La Sagrada Escritura nos enseña que la misericordia de Dios es eterna, es decir, sin límites en el tiempo (Salmo 100); es inmensa, sin límites de lugar ni espacio; es universal, pues no se reduce a un pueblo o a una raza, y es tan extensa y amplia como son las necesidades del hombre.
La Encarnación del Verbo, del Hijo de Dios, es prueba de esta misericordia divina. Vino a perdonar, a reconciliar a los hombres entre sí y con su Creador. La bondad de Jesús con los hombres, con todos nosotros, supera las medidas humanas. Debemos acudir delante del Sagrario y decirle: Jesús, ten misericordia de mí. De modo particular el Señor ejerce su misericordia a través del sacramento del Perdón porque allí es donde nos limpia los pecados, nos cura, lava nuestras heridas, nos alivia... nos sana plenamente y recibimos nueva vida.
Bienaventurados los misericordiosos, porque ellos alcanzarán misericordia (Mateo 5, 7).
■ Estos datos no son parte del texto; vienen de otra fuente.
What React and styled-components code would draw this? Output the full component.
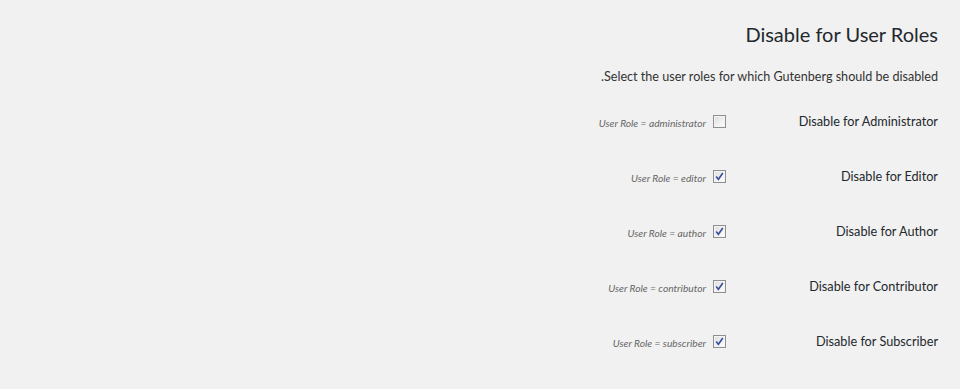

Hay una especial urgencia de Dios para que sus hijos tengan esa actitud con sus hermanos, y nos dice que la misericordia con nosotros guardará proporción con la que nosotros ejercitamos. Pero si nuestro corazón se endurece ante las miserias y flaquezas ajenas, más difícil y estrecha será la puerta para entrar en el Cielo y para encontrar al mismo Dios.
La misericordia es la plenitud de la justicia, según enseña Santo Tomás (Suma Teológica), porque cuando se obra con misericordia se hace algo que está por encima de la justicia y presupone haber vivido esta virtud. Después de dar a cada cual lo suyo, lo que por justicia le pertenece, la actitud misericordiosa nos lleva mucho más lejos: por ejemplo, a saber perdonar con prontitud los agravios.
La misericordia es una disposición del corazón que lleva a compadecerse, como si fueran propias, de las miserias que encontramos cada día. Un corazón compasivo y misericordioso se llena de alegría y de paz porque hay más gozo en dar que en recibir. Así alcanzamos esa misericordia que tanto necesitamos, y se lo debemos a aquellos que nos han dado la oportunidad de hacer algo por ellos mismos y por el Señor.
Acudimos a Nuestra Madre, pues Ella es la que conoce más a fondo el misterio de la misericordia divina. Sabe su precio y sabe cuán alto es. En este sentido la llamamos también "Madre de la misericordia".